Every line of the material below must be repeated exactly.
[BEGIN]
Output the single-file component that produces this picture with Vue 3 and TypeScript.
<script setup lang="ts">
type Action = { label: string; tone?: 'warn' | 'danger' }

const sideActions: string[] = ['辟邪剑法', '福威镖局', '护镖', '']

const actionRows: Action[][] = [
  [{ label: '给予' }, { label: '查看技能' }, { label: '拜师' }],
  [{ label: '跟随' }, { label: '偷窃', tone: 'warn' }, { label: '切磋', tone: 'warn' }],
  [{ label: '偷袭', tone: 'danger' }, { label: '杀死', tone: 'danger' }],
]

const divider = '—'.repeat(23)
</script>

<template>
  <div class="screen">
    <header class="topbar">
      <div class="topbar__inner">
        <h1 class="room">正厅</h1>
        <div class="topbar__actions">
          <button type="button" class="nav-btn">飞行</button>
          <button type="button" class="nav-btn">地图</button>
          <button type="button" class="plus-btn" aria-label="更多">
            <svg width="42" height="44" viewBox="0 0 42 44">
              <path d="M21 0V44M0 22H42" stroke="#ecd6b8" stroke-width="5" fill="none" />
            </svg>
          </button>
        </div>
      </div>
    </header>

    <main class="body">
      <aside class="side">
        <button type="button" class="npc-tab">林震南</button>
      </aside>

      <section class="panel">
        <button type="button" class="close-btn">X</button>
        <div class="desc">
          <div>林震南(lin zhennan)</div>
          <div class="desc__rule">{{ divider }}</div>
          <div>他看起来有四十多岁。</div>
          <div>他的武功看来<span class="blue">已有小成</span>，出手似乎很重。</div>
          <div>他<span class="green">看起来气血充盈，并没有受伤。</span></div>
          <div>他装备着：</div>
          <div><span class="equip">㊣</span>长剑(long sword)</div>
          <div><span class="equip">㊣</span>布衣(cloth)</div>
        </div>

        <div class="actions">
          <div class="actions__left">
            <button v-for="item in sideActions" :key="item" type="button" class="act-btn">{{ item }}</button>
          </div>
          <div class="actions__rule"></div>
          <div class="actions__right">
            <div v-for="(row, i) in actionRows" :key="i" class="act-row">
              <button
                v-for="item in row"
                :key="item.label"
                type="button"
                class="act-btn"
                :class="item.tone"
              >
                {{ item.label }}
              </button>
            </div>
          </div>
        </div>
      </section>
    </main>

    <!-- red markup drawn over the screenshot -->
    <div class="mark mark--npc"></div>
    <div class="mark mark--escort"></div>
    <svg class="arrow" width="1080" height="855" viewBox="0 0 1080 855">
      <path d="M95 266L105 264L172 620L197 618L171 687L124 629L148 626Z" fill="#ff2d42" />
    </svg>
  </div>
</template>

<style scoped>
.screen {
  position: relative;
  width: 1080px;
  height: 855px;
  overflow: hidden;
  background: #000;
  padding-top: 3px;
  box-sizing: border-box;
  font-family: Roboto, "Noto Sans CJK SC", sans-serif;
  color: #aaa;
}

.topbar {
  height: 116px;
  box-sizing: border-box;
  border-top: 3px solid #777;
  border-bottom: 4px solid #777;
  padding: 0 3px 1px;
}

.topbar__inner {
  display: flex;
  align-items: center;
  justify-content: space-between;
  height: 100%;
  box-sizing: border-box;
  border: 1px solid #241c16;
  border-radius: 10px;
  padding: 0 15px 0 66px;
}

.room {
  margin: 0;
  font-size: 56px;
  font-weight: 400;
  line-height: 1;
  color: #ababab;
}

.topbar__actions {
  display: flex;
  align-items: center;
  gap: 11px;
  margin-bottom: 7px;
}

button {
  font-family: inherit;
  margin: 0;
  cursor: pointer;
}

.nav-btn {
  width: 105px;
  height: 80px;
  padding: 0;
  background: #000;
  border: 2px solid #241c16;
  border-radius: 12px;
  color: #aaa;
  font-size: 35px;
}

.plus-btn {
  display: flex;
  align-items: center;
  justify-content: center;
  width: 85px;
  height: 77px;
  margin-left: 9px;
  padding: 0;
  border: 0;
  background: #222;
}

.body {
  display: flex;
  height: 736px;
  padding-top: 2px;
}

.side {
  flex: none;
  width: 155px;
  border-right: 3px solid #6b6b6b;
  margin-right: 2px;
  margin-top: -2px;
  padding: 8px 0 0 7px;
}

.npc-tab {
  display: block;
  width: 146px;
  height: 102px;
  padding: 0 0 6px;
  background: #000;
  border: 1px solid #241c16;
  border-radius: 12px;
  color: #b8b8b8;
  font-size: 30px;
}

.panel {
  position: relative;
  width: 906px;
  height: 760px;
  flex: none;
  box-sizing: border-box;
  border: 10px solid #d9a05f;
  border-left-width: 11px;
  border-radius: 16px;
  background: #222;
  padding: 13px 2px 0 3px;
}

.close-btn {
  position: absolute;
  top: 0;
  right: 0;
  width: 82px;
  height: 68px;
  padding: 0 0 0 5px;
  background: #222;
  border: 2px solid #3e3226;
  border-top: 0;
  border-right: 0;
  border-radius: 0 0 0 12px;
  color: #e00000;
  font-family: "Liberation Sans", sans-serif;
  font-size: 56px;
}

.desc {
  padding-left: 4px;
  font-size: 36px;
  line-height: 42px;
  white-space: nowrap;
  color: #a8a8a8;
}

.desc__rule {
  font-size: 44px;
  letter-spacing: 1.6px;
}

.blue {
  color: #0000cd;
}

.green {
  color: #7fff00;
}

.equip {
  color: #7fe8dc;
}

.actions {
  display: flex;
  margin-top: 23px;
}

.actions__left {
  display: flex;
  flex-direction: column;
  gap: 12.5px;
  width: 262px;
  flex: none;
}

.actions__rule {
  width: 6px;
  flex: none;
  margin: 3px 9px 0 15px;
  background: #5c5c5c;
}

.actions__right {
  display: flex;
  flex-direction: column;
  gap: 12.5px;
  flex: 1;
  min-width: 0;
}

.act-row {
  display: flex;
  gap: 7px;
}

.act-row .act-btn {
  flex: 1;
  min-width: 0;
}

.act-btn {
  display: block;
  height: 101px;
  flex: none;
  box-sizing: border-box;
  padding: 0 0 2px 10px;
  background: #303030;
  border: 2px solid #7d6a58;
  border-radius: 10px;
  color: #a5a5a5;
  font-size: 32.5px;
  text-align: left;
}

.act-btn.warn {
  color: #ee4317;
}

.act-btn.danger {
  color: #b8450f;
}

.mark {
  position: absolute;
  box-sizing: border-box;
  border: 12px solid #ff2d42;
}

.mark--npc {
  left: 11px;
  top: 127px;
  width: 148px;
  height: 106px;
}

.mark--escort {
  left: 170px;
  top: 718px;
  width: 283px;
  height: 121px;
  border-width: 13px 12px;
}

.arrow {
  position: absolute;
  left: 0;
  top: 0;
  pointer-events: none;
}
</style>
[END]
• Exercise result:
Output the single-file component that produces this picture with Vue 3 and TypeScript.
<script setup lang="ts">
type Action = { label: string; tone?: 'warn' | 'danger' }

const sideActions: string[] = ['辟邪剑法', '福威镖局', '护镖', '']

const actionRows: Action[][] = [
  [{ label: '给予' }, { label: '查看技能' }, { label: '拜师' }],
  [{ label: '跟随' }, { label: '偷窃', tone: 'warn' }, { label: '切磋', tone: 'warn' }],
  [{ label: '偷袭', tone: 'danger' }, { label: '杀死', tone: 'danger' }],
]

const divider = '—'.repeat(23)
</script>

<template>
  <div class="screen">
    <header class="topbar">
      <div class="topbar__inner">
        <h1 class="room">正厅</h1>
        <div class="topbar__actions">
          <button type="button" class="nav-btn">飞行</button>
          <button type="button" class="nav-btn">地图</button>
          <button type="button" class="plus-btn" aria-label="更多">
            <svg width="42" height="44" viewBox="0 0 42 44">
              <path d="M21 0V44M0 22H42" stroke="#ecd6b8" stroke-width="5" fill="none" />
            </svg>
          </button>
        </div>
      </div>
    </header>

    <main class="body">
      <aside class="side">
        <button type="button" class="npc-tab">林震南</button>
      </aside>

      <section class="panel">
        <button type="button" class="close-btn">X</button>
        <div class="desc">
          <div>林震南(lin zhennan)</div>
          <div class="desc__rule">{{ divider }}</div>
          <div>他看起来有四十多岁。</div>
          <div>他的武功看来<span class="blue">已有小成</span>，出手似乎很重。</div>
          <div>他<span class="green">看起来气血充盈，并没有受伤。</span></div>
          <div>他装备着：</div>
          <div><span class="equip">㊣</span>长剑(long sword)</div>
          <div><span class="equip">㊣</span>布衣(cloth)</div>
        </div>

        <div class="actions">
          <div class="actions__left">
            <button v-for="item in sideActions" :key="item" type="button" class="act-btn">{{ item }}</button>
          </div>
          <div class="actions__rule"></div>
          <div class="actions__right">
            <div v-for="(row, i) in actionRows" :key="i" class="act-row">
              <button
                v-for="item in row"
                :key="item.label"
                type="button"
                class="act-btn"
                :class="item.tone"
              >
                {{ item.label }}
              </button>
            </div>
          </div>
        </div>
      </section>
    </main>

    <!-- red markup drawn over the screenshot -->
    <div class="mark mark--npc"></div>
    <div class="mark mark--escort"></div>
    <svg class="arrow" width="1080" height="855" viewBox="0 0 1080 855">
      <path d="M95 266L105 264L172 620L197 618L171 687L124 629L148 626Z" fill="#ff2d42" />
    </svg>
  </div>
</template>

<style scoped>
.screen {
  position: relative;
  width: 1080px;
  height: 855px;
  overflow: hidden;
  background: #000;
  padding-top: 3px;
  box-sizing: border-box;
  font-family: Roboto, "Noto Sans CJK SC", sans-serif;
  color: #aaa;
}

.topbar {
  height: 116px;
  box-sizing: border-box;
  border-top: 3px solid #777;
  border-bottom: 4px solid #777;
  padding: 0 3px 1px;
}

.topbar__inner {
  display: flex;
  align-items: center;
  justify-content: space-between;
  height: 100%;
  box-sizing: border-box;
  border: 1px solid #241c16;
  border-radius: 10px;
  padding: 0 15px 0 66px;
}

.room {
  margin: 0;
  font-size: 56px;
  font-weight: 400;
  line-height: 1;
  color: #ababab;
}

.topbar__actions {
  display: flex;
  align-items: center;
  gap: 11px;
  margin-bottom: 7px;
}

button {
  font-family: inherit;
  margin: 0;
  cursor: pointer;
}

.nav-btn {
  width: 105px;
  height: 80px;
  padding: 0;
  background: #000;
  border: 2px solid #241c16;
  border-radius: 12px;
  color: #aaa;
  font-size: 35px;
}

.plus-btn {
  display: flex;
  align-items: center;
  justify-content: center;
  width: 85px;
  height: 77px;
  margin-left: 9px;
  padding: 0;
  border: 0;
  background: #222;
}

.body {
  display: flex;
  height: 736px;
  padding-top: 2px;
}

.side {
  flex: none;
  width: 155px;
  border-right: 3px solid #6b6b6b;
  margin-right: 2px;
  margin-top: -2px;
  padding: 8px 0 0 7px;
}

.npc-tab {
  display: block;
  width: 146px;
  height: 102px;
  padding: 0 0 6px;
  background: #000;
  border: 1px solid #241c16;
  border-radius: 12px;
  color: #b8b8b8;
  font-size: 30px;
}

.panel {
  position: relative;
  width: 906px;
  height: 760px;
  flex: none;
  box-sizing: border-box;
  border: 10px solid #d9a05f;
  border-left-width: 11px;
  border-radius: 16px;
  background: #222;
  padding: 13px 2px 0 3px;
}

.close-btn {
  position: absolute;
  top: 0;
  right: 0;
  width: 82px;
  height: 68px;
  padding: 0 0 0 5px;
  background: #222;
  border: 2px solid #3e3226;
  border-top: 0;
  border-right: 0;
  border-radius: 0 0 0 12px;
  color: #e00000;
  font-family: "Liberation Sans", sans-serif;
  font-size: 56px;
}

.desc {
  padding-left: 4px;
  font-size: 36px;
  line-height: 42px;
  white-space: nowrap;
  color: #a8a8a8;
}

.desc__rule {
  font-size: 44px;
  letter-spacing: 1.6px;
}

.blue {
  color: #0000cd;
}

.green {
  color: #7fff00;
}

.equip {
  color: #7fe8dc;
}

.actions {
  display: flex;
  margin-top: 23px;
}

.actions__left {
  display: flex;
  flex-direction: column;
  gap: 12.5px;
  width: 262px;
  flex: none;
}

.actions__rule {
  width: 6px;
  flex: none;
  margin: 3px 9px 0 15px;
  background: #5c5c5c;
}

.actions__right {
  display: flex;
  flex-direction: column;
  gap: 12.5px;
  flex: 1;
  min-width: 0;
}

.act-row {
  display: flex;
  gap: 7px;
}

.act-row .act-btn {
  flex: 1;
  min-width: 0;
}

.act-btn {
  display: block;
  height: 101px;
  flex: none;
  box-sizing: border-box;
  padding: 0 0 2px 10px;
  background: #303030;
  border: 2px solid #7d6a58;
  border-radius: 10px;
  color: #a5a5a5;
  font-size: 32.5px;
  text-align: left;
}

.act-btn.warn {
  color: #ee4317;
}

.act-btn.danger {
  color: #b8450f;
}

.mark {
  position: absolute;
  box-sizing: border-box;
  border: 12px solid #ff2d42;
}

.mark--npc {
  left: 11px;
  top: 127px;
  width: 148px;
  height: 106px;
}

.mark--escort {
  left: 170px;
  top: 718px;
  width: 283px;
  height: 121px;
  border-width: 13px 12px;
}

.arrow {
  position: absolute;
  left: 0;
  top: 0;
  pointer-events: none;
}
</style>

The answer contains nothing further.